ヴァレンティノ(Valentino)が2015-16年秋冬メンズコレクションを、パリ ファッション・ウィークにて発表した。
世界で多くの芸術ムーブメントが高まりをみせた、20世紀前半。そうした流れの中で、隆盛を極めたロシアのバレエ団「バレエ・リュス」を知っているだろうか。芸術プロデューサーを務めていたディアギレフは、ピカソからバクストまで名だたるアーティストを発掘し、束ねていくことで、独創的な舞台を築き上げた。そんな彼の活躍した時代こそが、今季のヴァレンティノのインスピレーション源。
ショーで最初に登場したのは、スマートなネイビースーツの上から、幾何学的な切り替えのコートを羽織ったコーディネート。そう、コレクションの鍵を握るひとつの要素こそ、このコートに見られるような幾何学模様だ。モダニズムやキュビスムなど、現代アートを支えてきた直線のイメージは今回、オーストラリア人アーティスト、エスター・スチュアートの幾何学模様に重ねられ、コートだけでなくブルゾンやニット、はたまたバッグへと、形を変えながら落とし込まれていく。配色は多様ながら、色合いはやや暗めのトーンが中心。むやみやたらな主張はないものの、確かなウィットをにじませる。
続く中盤は、大きなジップとポケットがポイントのアウターをメインに。そして終盤に差し掛かる頃、コレクションのあちこちには、ユニークなモチーフが顔を出し始める。ブルゾンのネイビーを飛び交う繊細なタッチで描かれた蝶や、ポップな宇宙の縮図、ジャケットのラペルに添えられた四葉のクローバー。
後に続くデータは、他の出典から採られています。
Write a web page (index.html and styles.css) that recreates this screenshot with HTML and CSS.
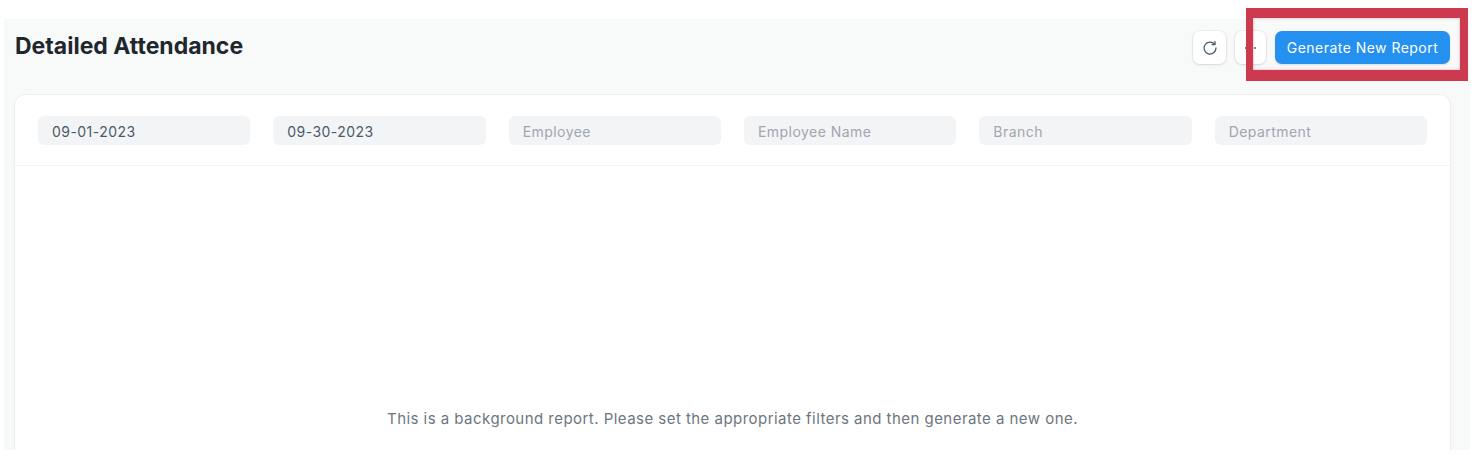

そしてラストは「バレエ・リュス」の衣装を思わせる、ヴィンテージ風の華やかなテキスタイルで締めくくった。
今季のコレクション、シルエットはベーシックかつ数パターンに限定され、ほとんどのルックが白シャツにタイと、ある意味では単調だったかもしれない。しかしながらそれは、意匠を凝らした際立つデザインがあってこそ。足し引きの美学の結果なのだ。デザインコンシャスでも派手すぎず、カジュアルだけど上品で、ドレスシーンは肩肘張らず。それでいて、リュックやスニーカーなどトレンドを意識しているところもまた、単なるラグジュアリーで終わらない“洗練された”ワードローブを生み出す要素となっていた。